OKC requires users to do the sort of identity grooming that is an intrinsic element of the heady narcissism of social media, now a part of daily life. To complete a profile, you are asked to nominate the first thing people notice about you; list your favourite books, movies and music; describe what you do on a typical Friday night; and upload some photos of yourself.

Needless to say, OKC profiles are heavily idealised curations of oneself that are ‘pitched’ to ‘selling yourself’ on what is, at this historical moment, an extremely open market. So it would be unlikely that a user would say the first thing that people notice about them is their extreme social anxiety; that their favourite books, movies and music are Ralph magazine, torrented porn and Supertramp; that on a typical Friday night they drink alone then cry themselves to sleep after masturbating; and that a typical photo of their lifestyle shows them squinting at the internet in their pyjamas.

Instead, people reel off lists of tastes and behaviours that make them seem desirable. In reality, not that many people can be that good at kissing. Not that many people can possibly like Amelie. Not that many men have caught that many really big fish. As has been so well catalogued in a some very fierce Tumblrs, not that many men can actually think that fedoras are a good idea or be the ‘nice guys’ that they claim they are.
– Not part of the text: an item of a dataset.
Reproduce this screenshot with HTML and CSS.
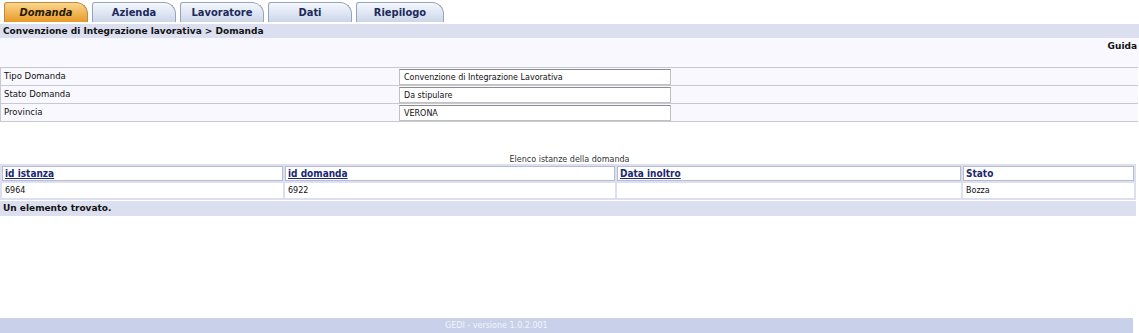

In other words, OKC is a fantasy space where users carefully curate a persona. A space where ‘who you are’ is supposed to emerge from listing the cultural products you like and the lifestyle you lead.

It’s not surprising that a site that deals with sex and romance would encourage the creation of fantasy personas. The early stages of a standard relationship in the offline world are hardly a time in which one lets another person see ‘the real you’. We know this from sitcoms, and from the sitcoms that are our romantic lives. Heterosexual dating is a peculiar and quite artificial social ritual laden with regressive gender values. Heels higher or shoes shinier than you’d normally have. Less hair on the body, more hair on the head. Men open doors, women laugh just so. We pretend to like each other more than we do, in the hope that we actually will, someday. It’s a mutual negotiation of controlled presentations, a coded discussion of various agendas, and a time to bury all our sorrow and loneliness (aka the reason we’re going on a date to begin with) down deep.
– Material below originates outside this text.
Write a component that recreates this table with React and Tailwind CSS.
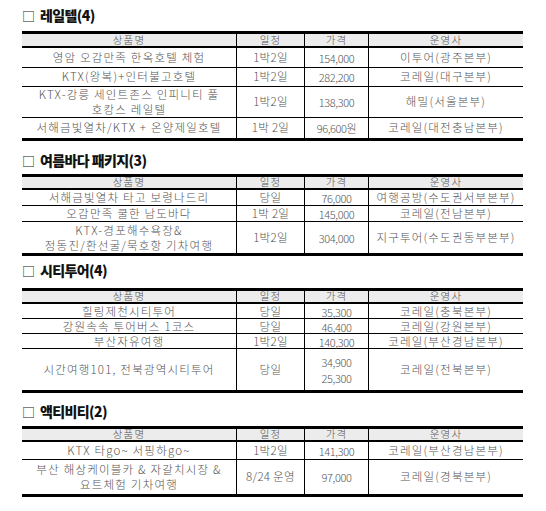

But the convergence between social media and dating does lead to some peculiar situations. After all, a social media platform like Facebook hardly ever works as a tool to convert strangers into friends, with or without benefits. That would be creepy. Yet the whole point of OKC is to convert online strangers into real world acquaintances who like you enough to have sex or a relationship with you (or, if you’re very lucky, both). OKC itself endorses this, saying ‘the whole goal [of online dating] … is to eventually meet other people in person’. Our judgement of people’s behaviour on Facebook is tinged with our understanding of what they are like offline and is in constant flux as their updates flow through our feeds. On OKC, however, all we have to judge a person’s worth is a fairly static online-curated persona.

It would seem that having a fantasy persona on OKC would be counterproductive because, once one connects with another user, exchanges a few heavily edited messages and the relationship moves into the material world, it is hard to keep this persona up (so to speak). Which is maybe why many participants on OKC don’t actually want to go on dates, or have sex, or do anything that would require real world contact. They are interested only in fantasy-driven online engagement. Which would be fine – I’m not arguing for the primacy of the ‘real world’– if those fantasies were not so often a dull iteration of traditional gender roles often including the abuse of women.
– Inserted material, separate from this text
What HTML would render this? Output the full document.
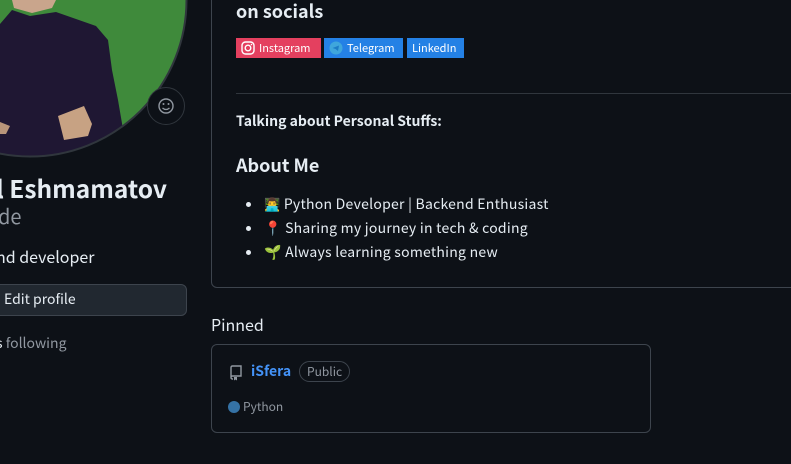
<!DOCTYPE html>
<html><head><meta charset="utf-8"><style>
*{margin:0;padding:0;box-sizing:border-box}
body{width:791px;height:464px;overflow:hidden;background:#0d1117;color:#e6edf3;font-family:"Noto Sans CJK SC","Liberation Sans",sans-serif;position:relative}
.a{position:absolute;white-space:nowrap}
.li{position:relative;padding-left:18px}
.li:before{content:"";position:absolute;left:0;top:10px;width:5px;height:5px;border-radius:50%;background:#e6edf3}
</style></head><body>
<svg class="a" style="left:0;top:0" width="200" height="170">
<defs><clipPath id="c"><circle cx="30" cy="0" r="156"/></clipPath></defs>
<g clip-path="url(#c)">
<rect x="-130" y="-160" width="320" height="320" fill="#3f8a3b"/>
<path d="M0 24 L12 10 L30 16 L56 12 L96 26 L108 40 L112 70 L118 100 L124 135 L118 160 L0 160Z" fill="#1f1733"/>
<path d="M12 0 L56 0 L52 8 L32 13 L14 8Z" fill="#c9a58c"/>
<path d="M58 116 L84 106 L92 124 L88 136 L64 140Z" fill="#c7a283"/>
<path d="M0 122 L10 126 L6 134 L0 134Z" fill="#b8957a"/>
</g>
<circle cx="30" cy="0" r="156.5" fill="none" stroke="#30363d" stroke-width="2"/>
<circle cx="166" cy="106" r="18.5" fill="#0d1117" stroke="#30363d"/>
<circle cx="166" cy="106" r="7" fill="none" stroke="#9198a1" stroke-width="1.4"/>
<circle cx="163.5" cy="104" r="1" fill="#9198a1"/><circle cx="168.5" cy="104" r="1" fill="#9198a1"/>
<path d="M162.5 108 Q166 111 169.5 108" fill="none" stroke="#9198a1" stroke-width="1.3"/>
</svg>
<div class="a" style="left:-4px;top:172px;font-size:24.5px;font-weight:700;line-height:34px">l Eshmamatov</div>
<div class="a" style="left:-2px;top:202px;font-size:20px;color:#9198a1;line-height:28px">de</div>
<div class="a" style="left:-4px;top:245px;font-size:16px;line-height:22px">nd developer</div>
<div class="a" style="left:-10px;top:284px;width:197px;height:32px;background:#212830;border:1px solid #3d444d;border-radius:6px"></div>
<div class="a" style="left:4px;top:289px;font-size:14px;line-height:20px">Edit profile</div>
<div class="a" style="left:-4px;top:333px;font-size:14px;color:#9198a1;line-height:20px"><span style="color:#e6edf3">s</span> following</div>

<div class="a" style="left:211px;top:-10px;width:600px;height:298px;border:1px solid #3d444d;border-radius:6px"></div>
<div class="a" style="left:236px;top:-1px;font-size:18px;font-weight:700;line-height:24px">on socials</div>
<div class="a" style="left:236px;top:38px;height:20px;width:85px;background:#e4405f;font-size:11px;line-height:20px;color:#fff;padding-left:23px">Instagram
<svg style="position:absolute;left:5px;top:3px" width="14" height="14"><rect x="1" y="1" width="12" height="12" rx="3.5" fill="none" stroke="#fff" stroke-width="1.4"/><circle cx="7" cy="7" r="2.8" fill="none" stroke="#fff" stroke-width="1.4"/><circle cx="10.5" cy="3.5" r=".8" fill="#fff"/></svg></div>
<div class="a" style="left:324px;top:38px;height:20px;width:79px;background:#2481e5;font-size:11px;line-height:20px;color:#fff;padding-left:23px">Telegram
<svg style="position:absolute;left:5px;top:3px" width="14" height="14"><circle cx="7" cy="7" r="6.5" fill="#3fa6dc"/><path d="M3.5 7 L10 4.5 L9 10 L6.5 8 Z" fill="#1d7cc6"/></svg></div>
<div class="a" style="left:407px;top:38px;height:20px;width:57px;background:#2481e5;font-size:11px;line-height:20px;color:#fff;padding-left:5px">LinkedIn</div>
<div class="a" style="left:236px;top:93px;width:560px;height:1px;background:#30363d"></div>
<div class="a" style="left:236px;top:111px;font-size:14px;font-weight:700;line-height:20px">Talking about Personal Stuffs:</div>
<div class="a" style="left:236px;top:153px;font-size:18px;font-weight:700;line-height:24px">About Me</div>
<div class="a" style="left:246px;top:192px;font-size:14px;line-height:24px;letter-spacing:0.25px">
<div class="li"><span style="font-size:13px">👨‍💻</span> Python Developer | Backend Enthusiast</div>
<div class="li"><span style="color:#e33">📍</span> Sharing my journey in tech &amp; coding</div>
<div class="li"><span style="color:#5b3">🌱</span> Always learning something new</div>
</div>

<div class="a" style="left:211px;top:313px;font-size:16px;line-height:22px">Pinned</div>
<div class="a" style="left:211px;top:344px;width:440px;height:89px;border:1px solid #3d444d;border-radius:6px"></div>
<svg class="a" style="left:229px;top:365px" width="14" height="16"><path d="M2 2.5 Q2 1 3.5 1 H12 V11 H3.5 Q2 11 2 12.5 Z M2 12.5 Q2 14 3.5 14 H4" fill="none" stroke="#9198a1" stroke-width="1.4"/><path d="M5 12 V15.5 L6.5 14.5 L8 15.5 V12Z" fill="#9198a1"/></svg>
<div class="a" style="left:251px;top:361px;font-size:14px;font-weight:700;color:#4493f8;line-height:20px">iSfera</div>
<div class="a" style="left:299px;top:361px;height:21px;padding:0 7px;border:1px solid #3d444d;border-radius:11px;font-size:12px;color:#9198a1;line-height:19px">Public</div>
<div class="a" style="left:228px;top:401px;width:12px;height:12px;border-radius:50%;background:#3572a5"></div>
<div class="a" style="left:243px;top:397px;font-size:12px;color:#9198a1;line-height:20px">Python</div>
</body></html>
It is entirely unsurprising for a heterosexualish woman on OKC to receive messages written in txt speak that suggest a variety of things that some guy would like to do to her body.  ‘U like anal?’, ‘Those boobs need attention’ and ‘you lke women just like me now that’s hot’ (sic) are just a few of the first contact messages I have received over the last couple of weeks. Things are even worse for Asian women on OKC, as the Creepy White Guys Tumblr attests – a frightening cavalcade of racist desire catalogued by women who have been approached by ‘Asian loving’ men on OKC. A typical example of a first message here is: ‘In your profile, you say you only date Asian Men. Is that because you’re afraid of guys with big dicks? It’s ok, I’ve got a big white one but I’ll be gentle with you.’

Many men’s behaviour on OKC is fuelled by a noxious potpourri of hatred of women in general and ‘sluts’ in particular, sexual frustration, poor social skills, insecure machismo and terrible spelling and punctuation. There is no way they can imagine that messages like these are going to get them laid. Can they? Really?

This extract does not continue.